Professing * Reflecting

Monday, August 07, 2006

So here's the thing . . .

I think I have figured out what the persistent anxiety is all about but I do not know how to blog about it. I feel a little embarrassed, because I think it's very old childhood and family stuff that I feel I should be able to shake. I need to get it out, though, so here goes.

Since I returned from my family visit to the Deep Red, I have been feeling a profound sense of not belonging. This all started in the Deep Red with the onslaught of questions, which are explicit or implicit in every single conversation:

Why do you live there?
Why don't you live here?
Why don't you "settle down"?
Why don't you get married?
Why don't you have kids?
Why don't you come "home"?


Yes, this is as maddening as it sounds. And most unsettling is that on a basic emotional level it reads to me simply as, "You don't belong here with us and we're calling you on it." To complicate things, when I return here--to my home of many more years than any "home" during my vagabond childhood--I feel guilty for being here. My father pressures me constantly to come "home." He is constantly worried about me being "alone." When I point out that I have good friends here, he immediately turns this against me to say that I "do not realize the importance of family." So for the past few weeks I have been wondering why I feel like such an outsider, no matter who I am with at the time. It happened on my birthday when I was surrounded by some of the best friends I have known in my life. It happened at the beach with Paloma and My Two Dads. It made more sense that I would feel less at ease with More Fun. Even though we were introduced by a longtime mutual friend and had instant rapport, we have not known each other for very long. Plus I was meeting a lot of new people from the rock-and-roll circus. Still though, I was much more self-conscious than I normally would be. That's the thing. I am feeling intensely and constantly self-conscious, like everyone thinks I am freak for whatever reason--for not being in a relationship, for not having a baby, for fill in the fucking blank.

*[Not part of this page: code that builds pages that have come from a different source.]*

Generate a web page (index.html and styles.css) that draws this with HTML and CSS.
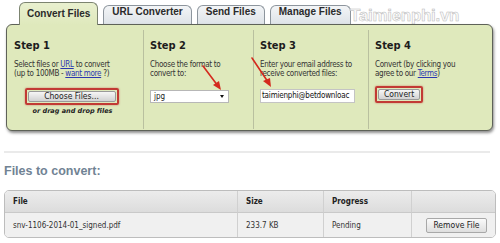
FILE: index.html
```html
<!DOCTYPE html>
<html>
<head>
    <meta charset="utf-8"/>
    <title>Convert Files</title>
    <link rel="stylesheet" href="styles.css">
</head>
<body>
<div class="page">
    <ul class="tabs">
        <li class="tab active">Convert Files</li>
        <li class="tab">URL Converter</li>
        <li class="tab">Send Files</li>
        <li class="tab">Manage Files</li>
    </ul>
    <div class="watermark">Taimienphi.vn</div>
    <div class="panel">
        <div class="step">
            <h2>Step 1</h2>
            <p>Select files or <a href="#">URL</a> to convert<br/>(up to 100MB - <a href="#">want more</a> ?)</p>
            <div class="ctrl center"><span class="mark"><span class="btn wide">Choose Files...</span></span></div>
            <div class="drag">or drag and drop files</div>
        </div>
        <div class="step">
            <h2>Step 2</h2>
            <p>Choose the format to<br/>convert to:</p>
            <div class="ctrl"><span class="select">jpg<i class="caret"></i></span></div>
        </div>
        <div class="step">
            <h2>Step 3</h2>
            <p>Enter your email address to<br/>receive converted files:</p>
            <div class="ctrl"><span class="input">taimienphi@betdownloac</span></div>
        </div>
        <div class="step">
            <h2>Step 4</h2>
            <p>Convert (by clicking you<br/>agree to our <a href="#">Terms</a>)</p>
            <div class="ctrl up"><span class="mark"><span class="btn">Convert</span></span></div>
        </div>
    </div>
    <div class="sep"></div>
    <h3 class="files_title">Files to convert:</h3>
    <table class="files">
        <tr class="head">
            <th class="c_file">File</th>
            <th class="c_size">Size</th>
            <th class="c_prog">Progress</th>
            <th class="c_act"></th>
        </tr>
        <tr>
            <td>snv-1106-2014-01_signed.pdf</td>
            <td>233.7 KB</td>
            <td>Pending</td>
            <td class="c_act"><span class="btn remove">Remove File</span></td>
        </tr>
    </table>
    <svg class="arrows" width="500" height="243" viewBox="0 0 500 243">
        <g stroke="#d42a1e" stroke-width="1.6" fill="none" stroke-linecap="round">
            <path d="M203 66 L218 86"/>
            <path d="M252 58 L268 82"/>
        </g>
        <g fill="#d42a1e">
            <path d="M221 90 L213 85 L219 81 Z"/>
            <path d="M271 87 L263 81 L270 78 Z"/>
        </g>
    </svg>
</div>
</body>
</html>
```

FILE: styles.css
```css
*{ padding:0; margin:0; }
body{ background:#fff; font-family:"DejaVu Sans Condensed","DejaVu Sans",sans-serif; color:#222; }
.page{ position:relative; width:500px; height:243px; overflow:hidden; }

.tabs{ list-style:none; display:flex; align-items:flex-end; gap:5px; height:22px; padding:3px 0 0 19px; }
.tab{ height:19px; line-height:19px; padding:0 8px; font:bold 10px "Liberation Sans",Arial,sans-serif; color:#2a2a2a; border:1px solid #8d959d; border-bottom:none; border-top-left-radius:6px; border-top-right-radius:6px; background:linear-gradient(#f3f5f7,#dde2e7); }
.tab.active{ position:relative; z-index:2; height:22px; line-height:22px; padding:0 7px; border-color:#7c8470; background:linear-gradient(#e9f0cf,#dfe9bc); }

.watermark{ position:absolute; left:350px; top:6px; font:bold 17px "Liberation Sans",Arial,sans-serif; color:#fbfbfb; -webkit-text-stroke:0.5px #b8b8b8; letter-spacing:-0.3px; }

.panel{ position:relative; z-index:1; margin:-1px 7px 0 6px; height:100px; border:1px solid #5e6258; border-radius:6px; background:#dfe9bc; box-shadow:1px 2px 3px rgba(0,0,0,.45); display:grid; grid-template-columns:136px 110px 115px 1fr; padding-top:5px; }
.step{ height:90px; padding:9px 6px 0 7px; }
.step + .step{ border-left:1px solid #b9c09f; padding-left:6px; }
.step h2{ font-size:11px; line-height:14px; font-weight:bold; color:#1c1c1c; }
.step p{ margin-top:7px; font-size:8px; line-height:9px; letter-spacing:-0.3px; color:#333; }
.step a{ color:#2b37b0; }
.ctrl{ margin-top:11px; height:14px; display:flex; align-items:center; }
.ctrl.center{ justify-content:center; padding-right:8px; }
.ctrl.up{ margin-top:9px; height:15px; }

.mark{ display:inline-block; padding:1px; border:2px solid #c23a34; border-radius:2px; box-shadow:0 0 2px rgba(190,40,40,.6); }
.btn{ display:block; font:8.5px "DejaVu Sans Condensed","DejaVu Sans",sans-serif; color:#222; text-align:center; border:1px solid #9a9a9a; border-radius:2px; background:linear-gradient(#f6f6f6,#d2d2d2); height:9px; line-height:9px; padding:0 5px; }
.btn.wide{ width:76px; }
.drag{ margin-top:4px; font:bold italic 6.5px "DejaVu Sans","DejaVu Sans Condensed",sans-serif; text-align:center; padding-right:6px; color:#222; }

.select{ position:relative; display:block; width:74px; height:11px; line-height:11px; padding-left:3px; background:#fff; border:1px solid #b7b7b7; font-size:8px; }
.caret{ position:absolute; right:4px; top:4px; border-left:2.5px solid transparent; border-right:2.5px solid transparent; border-top:3px solid #111; }
.input{ display:block; width:92px; height:12px; line-height:12px; padding-left:1px; background:#fff; border:1px solid #c4c4c4; font-size:8px; letter-spacing:-0.2px; white-space:nowrap; overflow:hidden; color:#111; }

.sep{ margin:20px 10px 0 4px; height:2px; background:#eaeaea; }
.files_title{ margin:11px 0 0 4px; font:bold 12.5px "Liberation Sans",Arial,sans-serif; color:#718394; }

.files{ margin:12px 0 0 4px; width:492px; border-collapse:separate; border-spacing:0; border:1px solid #bdbdbd; border-radius:5px; overflow:hidden; font-size:8px; table-layout:fixed; }
.files th, .files td{ text-align:left; padding:0 0 0 8px; border-left:1px solid #d0d0d0; }
.files th:first-child, .files td:first-child{ border-left:none; }
.files .head th{ height:21px; font-weight:bold; background:linear-gradient(#ececec,#dcdcdc); border-bottom:1px solid #c9c9c9; color:#222; }
.files td{ height:24px; background:#f0f0f0; color:#333; }
.c_file{ width:224px; }
.c_size{ width:77px; }
.c_prog{ width:79px; }
.files td.c_act{ padding:0 0 0 14px; }
.btn.remove{ display:inline-block; height:13px; line-height:13px; width:49px; padding:0 5px; border-color:#a8a8a8; background:linear-gradient(#fafafa,#dedede); }

.arrows{ position:absolute; left:0; top:0; z-index:3; pointer-events:none; }
```
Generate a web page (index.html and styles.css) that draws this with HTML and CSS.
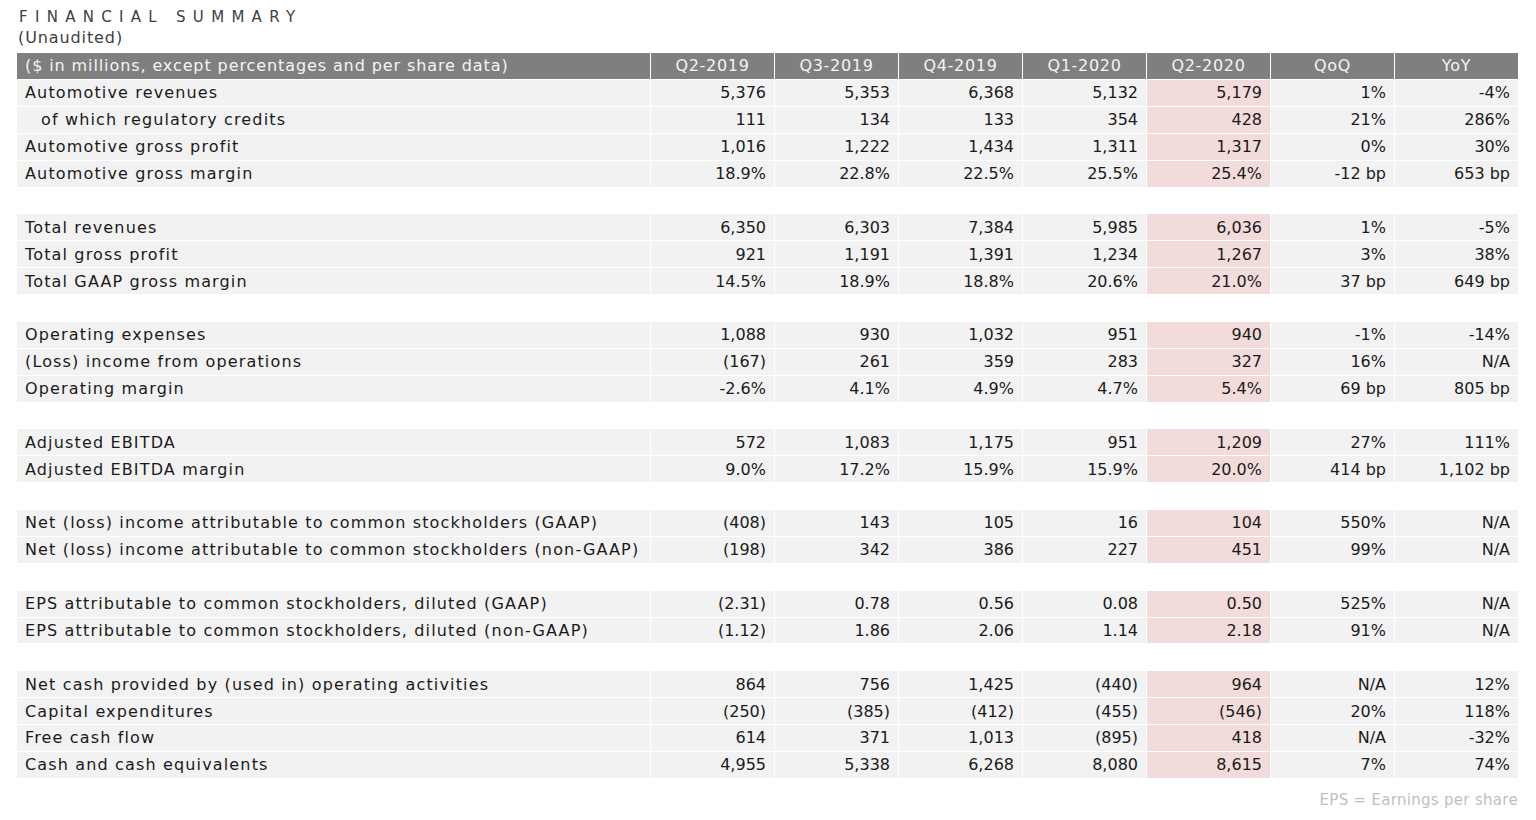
FILE: index.html
```html
<!DOCTYPE html>
<html>
<head>
<meta charset="utf-8">
<link rel="stylesheet" href="styles.css">
</head>
<body>
<div class="page">
  <div class="title">FINANCIAL SUMMARY</div>
  <div class="subtitle">(Unaudited)</div>
  <table class="fin">
    <colgroup>
      <col class="c-label"><col class="c-val"><col class="c-val"><col class="c-val"><col class="c-val"><col class="c-val"><col class="c-val"><col class="c-val">
    </colgroup>
    <thead>
      <tr class="head"><th class="lbl">($ in millions, except percentages and per share data)</th><th>Q2-2019</th><th>Q3-2019</th><th>Q4-2019</th><th>Q1-2020</th><th>Q2-2020</th><th>QoQ</th><th>YoY</th></tr>
    </thead>
    <tbody>
      <tr><td class="lbl">Automotive revenues</td><td>5,376</td><td>5,353</td><td>6,368</td><td>5,132</td><td class="hl">5,179</td><td>1%</td><td>-4%</td></tr>
      <tr><td class="lbl sub">of which regulatory credits</td><td>111</td><td>134</td><td>133</td><td>354</td><td class="hl">428</td><td>21%</td><td>286%</td></tr>
      <tr><td class="lbl">Automotive gross profit</td><td>1,016</td><td>1,222</td><td>1,434</td><td>1,311</td><td class="hl">1,317</td><td>0%</td><td>30%</td></tr>
      <tr><td class="lbl">Automotive gross margin</td><td>18.9%</td><td>22.8%</td><td>22.5%</td><td>25.5%</td><td class="hl">25.4%</td><td>-12 bp</td><td>653 bp</td></tr>
      <tr class="gap"><td colspan="8"></td></tr>
      <tr><td class="lbl">Total revenues</td><td>6,350</td><td>6,303</td><td>7,384</td><td>5,985</td><td class="hl">6,036</td><td>1%</td><td>-5%</td></tr>
      <tr><td class="lbl">Total gross profit</td><td>921</td><td>1,191</td><td>1,391</td><td>1,234</td><td class="hl">1,267</td><td>3%</td><td>38%</td></tr>
      <tr><td class="lbl">Total GAAP gross margin</td><td>14.5%</td><td>18.9%</td><td>18.8%</td><td>20.6%</td><td class="hl">21.0%</td><td>37 bp</td><td>649 bp</td></tr>
      <tr class="gap"><td colspan="8"></td></tr>
      <tr><td class="lbl">Operating expenses</td><td>1,088</td><td>930</td><td>1,032</td><td>951</td><td class="hl">940</td><td>-1%</td><td>-14%</td></tr>
      <tr><td class="lbl">(Loss) income from operations</td><td>(167)</td><td>261</td><td>359</td><td>283</td><td class="hl">327</td><td>16%</td><td>N/A</td></tr>
      <tr><td class="lbl">Operating margin</td><td>-2.6%</td><td>4.1%</td><td>4.9%</td><td>4.7%</td><td class="hl">5.4%</td><td>69 bp</td><td>805 bp</td></tr>
      <tr class="gap"><td colspan="8"></td></tr>
      <tr><td class="lbl">Adjusted EBITDA</td><td>572</td><td>1,083</td><td>1,175</td><td>951</td><td class="hl">1,209</td><td>27%</td><td>111%</td></tr>
      <tr><td class="lbl">Adjusted EBITDA margin</td><td>9.0%</td><td>17.2%</td><td>15.9%</td><td>15.9%</td><td class="hl">20.0%</td><td>414 bp</td><td>1,102 bp</td></tr>
      <tr class="gap"><td colspan="8"></td></tr>
      <tr><td class="lbl">Net (loss) income attributable to common stockholders (GAAP)</td><td>(408)</td><td>143</td><td>105</td><td>16</td><td class="hl">104</td><td>550%</td><td>N/A</td></tr>
      <tr><td class="lbl">Net (loss) income attributable to common stockholders (non-GAAP)</td><td>(198)</td><td>342</td><td>386</td><td>227</td><td class="hl">451</td><td>99%</td><td>N/A</td></tr>
      <tr class="gap"><td colspan="8"></td></tr>
      <tr><td class="lbl">EPS attributable to common stockholders, diluted (GAAP)</td><td>(2.31)</td><td>0.78</td><td>0.56</td><td>0.08</td><td class="hl">0.50</td><td>525%</td><td>N/A</td></tr>
      <tr><td class="lbl">EPS attributable to common stockholders, diluted (non-GAAP)</td><td>(1.12)</td><td>1.86</td><td>2.06</td><td>1.14</td><td class="hl">2.18</td><td>91%</td><td>N/A</td></tr>
      <tr class="gap"><td colspan="8"></td></tr>
      <tr><td class="lbl">Net cash provided by (used in) operating activities</td><td>864</td><td>756</td><td>1,425</td><td>(440)</td><td class="hl">964</td><td>N/A</td><td>12%</td></tr>
      <tr><td class="lbl">Capital expenditures</td><td>(250)</td><td>(385)</td><td>(412)</td><td>(455)</td><td class="hl">(546)</td><td>20%</td><td>118%</td></tr>
      <tr><td class="lbl">Free cash flow</td><td>614</td><td>371</td><td>1,013</td><td>(895)</td><td class="hl">418</td><td>N/A</td><td>-32%</td></tr>
      <tr><td class="lbl">Cash and cash equivalents</td><td>4,955</td><td>5,338</td><td>6,268</td><td>8,080</td><td class="hl">8,615</td><td>7%</td><td>74%</td></tr>
    </tbody>
  </table>
  <div class="note">EPS = Earnings per share</div>
</div>
</body>
</html>
```

FILE: styles.css
```css
html, body {
  margin: 0;
  padding: 0;
  background: #ffffff;
}
body {
  font-family: "DejaVu Sans", "Liberation Sans", sans-serif;
  color: #1a1a1a;
}
.page {
  width: 1503px;
  padding: 8px 0 0 16px;
}
.title {
  font-size: 15px;
  line-height: 18px;
  letter-spacing: 7.3px;
  color: #404040;
  padding-left: 3px;
}
.subtitle {
  font-size: 16px;
  line-height: 24px;
  letter-spacing: 0.9px;
  color: #404040;
  padding-left: 2px;
}
.fin {
  border-collapse: separate;
  border-spacing: 1px;
  table-layout: fixed;
  width: 1503px;
  margin-top: 2px;
  font-size: 16px;
}
.c-label { width: 633px; }
.c-val { width: 123px; }
.fin th, .fin td {
  padding: 0 8px;
  white-space: nowrap;
  overflow: hidden;
}
.fin th {
  background: #7f7f7f;
  color: #f4f4f4;
  font-weight: normal;
  height: 24px;
  padding-bottom: 2px;
  text-align: center;
  letter-spacing: 0.7px;
}
.fin th.lbl {
  text-align: left;
  letter-spacing: 0.9px;
}
.fin td {
  background: #f2f2f2;
  height: 25.88px;
  text-align: right;
}
.fin td.lbl {
  text-align: left;
  letter-spacing: 1.15px;
}
.fin td.sub { padding-left: 24px; }
.fin td.hl { background: #f2dcdb; }
.fin tr.gap td { background: #ffffff; }
.note {
  text-align: right;
  font-size: 15px;
  color: #c0c0c0;
  margin-top: 12px;
  padding-right: 1px;
  letter-spacing: 0.3px;
}
```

But it makes sense, doesn't it? Given the pressure from my family? The guilt? Then there's the childhood piece. We moved around so much that I was always shifting in and out of peer groups. I was good at making friends and had close friends, but then we would move. Because we lived in mostly small towns, my friends were from long-standing, tight-knit circles of friends they had known all of their lives. They were warm and wonderful, though. I have no nightmare stories of being shunned by cliques, which is pretty extraordinary. But I guess I was a bit of a floater, and I guess I always felt like a little like an outsider. It occurred to me that I felt like an outsider yesterday at lunch, even though the people I was with were not any closer to one another than I was to them and had not known each other longer than I had known them. But I felt like I should be in a long-term relationship like Longtime Ex is. I felt like I should have a baby like Downeast BFF does. And I felt like they were somehow judging me, even though I know that they were not.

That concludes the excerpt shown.